Essential Laws Every Foreign Investor Must Know Before Establishing a Company in Indonesia
Establishing a company in Indonesia

Essential Laws Every Foreign Investor Must Know Before Establishing a Company in Indonesia

Establishing a company in Indonesia as a foreign investor is one of the most strategically significant decisions you can make in Southeast Asia’s largest economy. But before your PT PMA opens its doors, signs its first contract, or hires its first employee, there is a regulatory framework you need to understand, one that governs how your company is structured, how it gets licensed, how it manages its workforce, and how you and your foreign staff can legally live and work here.

Key regulations form the foundation of every successful company establishment in Indonesia. Here is what they are, what they require, and why each one matters to your business.

1. The Corporate Law, Law No. 40 of 2007

Every PT PMA begins here.

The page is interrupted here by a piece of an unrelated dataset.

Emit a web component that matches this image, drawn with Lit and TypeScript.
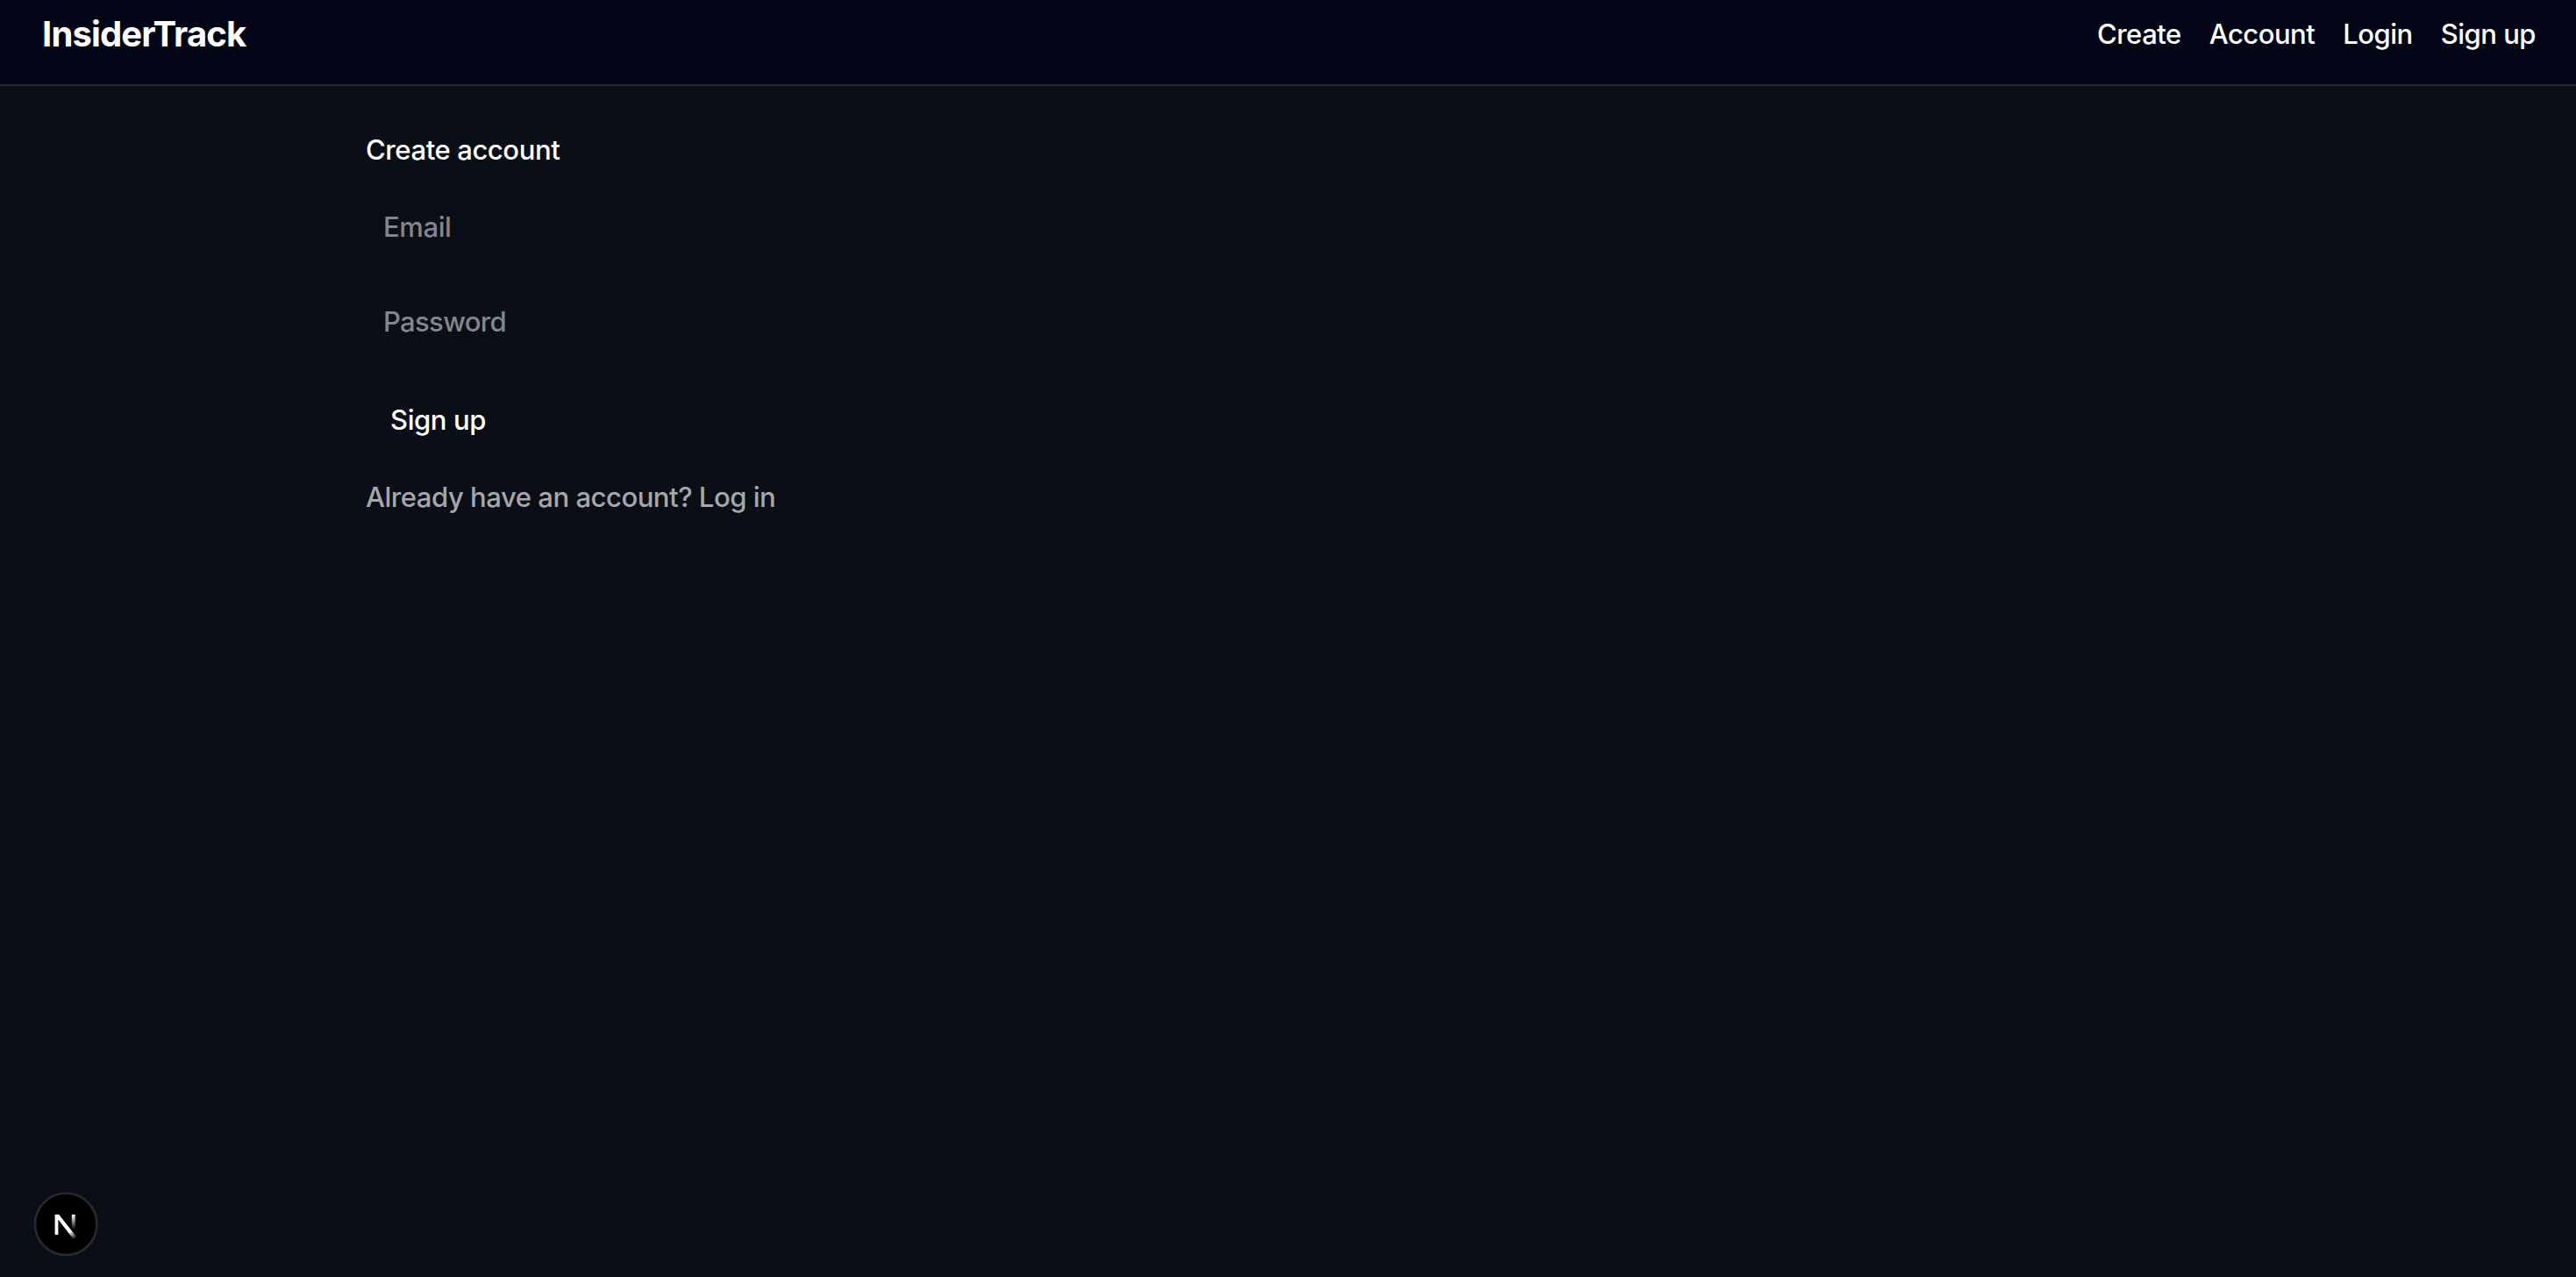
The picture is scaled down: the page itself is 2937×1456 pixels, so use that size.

The 2007 Indonesian Corporate Law is the foundational legislation that defines the legal structure, governance requirements, and operational rules for all limited liability companies in Indonesia, including the PT PMA (Perseroan Terbatas Penanaman Modal Asing), the primary vehicle for foreign investment and company establishment in the country.

Key provisions to understand:

  • Company Formation and Operation, The law sets out the legal requirements for incorporating a limited liability company, including the minimum requirement of two shareholders, a defined capital structure, and compliant business activities before operations may commence.
  • Corporate Governance, The roles and responsibilities of the Board of Directors (BOD) and Board of Commissioners (BOC) are clearly defined under this law, establishing the decision-making hierarchy of every PT PMA from the point of establishment.
  • Shareholder Rights, Shareholders of a PT PMA are generally not personally liable for company losses beyond the extent of their shareholding, unless specific conditions apply, such as misuse of the company structure for personal gain in bad faith.
  • Capital Structure, The law sets the minimum authorised capital for company establishment at IDR 50,000,000, with an obligation to fully pay up all subscribed capital at the time of incorporation.
  • General Meeting of Shareholders (GMS), All major decisions affecting the PT PMA, including amendments to the Articles of Association or the appointment of directors, must be approved through a General Meeting of Shareholders, which holds ultimate authority over the company.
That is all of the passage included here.